Friday 20 November 2015

July 6th Saturday


From: Telegraph Cove          To:  Boat Bay, West Cracroft Is.
Start time: 0600        Finish time: 1300      Distance: 28 km
Tide: Alert Bay
0356     4.6
1202     0.6
1734     4.1
2253     2.0

Current: Blackney Passage
Turns   Max     kts
0152     0442     + 0
0709     1052     -3.5
1327     1716     +0.8
2015     2313     -2.9

     Climbed out of bed at 4:00 a.m. and started carrying the kayak and all my gear to the boat ramp - so much stuff. I knew it would all fit into the boat because I’d done a practice run at home but it seemed to be going a lot slower then I was hoping for. Hopefully, I’ll get faster with a little practice. Looked out at the strait, the conditions couldn’t have been better. The forecast for today was NW 0 to 15 knots in the morning and increasing to 15 to 20 around noon I needed to cross Johnstone Strait before the wind came up but first I wanted to paddle down the Vancouver island side a ways to avoid the currents around Blackney Passage.
All packed up and almost ready to leave 

     By 6:00 a.m. the boat was packed Trish and I said are farewells and I was off. There was just a slight ripple on the water. I looked at my chart while I rounded Wastell Point, remembering the first time I’d paddled out this way in 1995. I had taken my 12-year-old son out to Mamalilaculla in our double kayak.

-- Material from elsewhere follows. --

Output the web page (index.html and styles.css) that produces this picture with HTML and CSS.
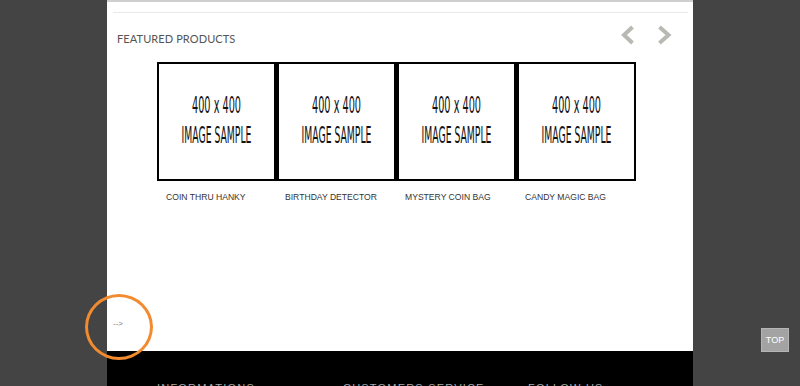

He was home schooling at the time and I was teaching him about navigation. As I looked at the old chart, I saw there was still the faint penciled line of our route from 20 years before. It was good to be here again. I miss living on the North Island.
     I rounded Blinkhorn Peninsula and beached for a short break at a well established campsite, then followed the shore line east. I was only a few feet away from a rock bluff when the bow of my kayak startled a sea lion that was hidden from my few.  He suddenly dropped from his rock ledge into the water about 3 feet in front of me, my heart skipped a beat (or two) and I could feel the pressure wave of his fin under me as he quickly swam away. That was too close for comfort. I backed off the rock bluffs after that.
Looking west from West Crackoft Island  

     I continued east listening to channel 71 for marine traffic that might be coming my way. When all was clear I cut across the strait towards Sophia Islands, then along West Cracroft Island. Suddenly I found myself in the middle of about a 100 Pacific white-sided dolphins all heading west. They jumped randomly out of the water, landing back down again in a split second. Some were just a few feet away. This was such an amazing site while sitting low on the water.
     I stopped at Boat Bay for the night. There are two developed campsites here, both looked like they might belong to a kayak tour company, with a nice kitchen area and many tent platforms to choose from. I was glad to have the place to myself, but then that’s why I was here so early in the season, that and I knew there would be lots of water in the creeks still. Trish bought me a really good bottle of Bushmills Irish Whisky a couple of months ago, so I cracked it open and had my first shot while enjoying the scenery. The mountains on the Vancouver Island side of the strait rise almost straight out of the waters edge climbing to impressive heights - what a beautiful site. I also had a good view of Robson Bight almost straight across from me. According to Galois, the Kwakwaka’ wakw name of this site, Usaq, is “said to mean ‘gray haired’ i.e. with burnt trees” and Franz Boas listed it as a place of origin for the Komkiutis. This site has also been claimed by Trish’s grandmother’s band the Matilpi. 
     After a hardy campfire stew I was in bed around 9:00.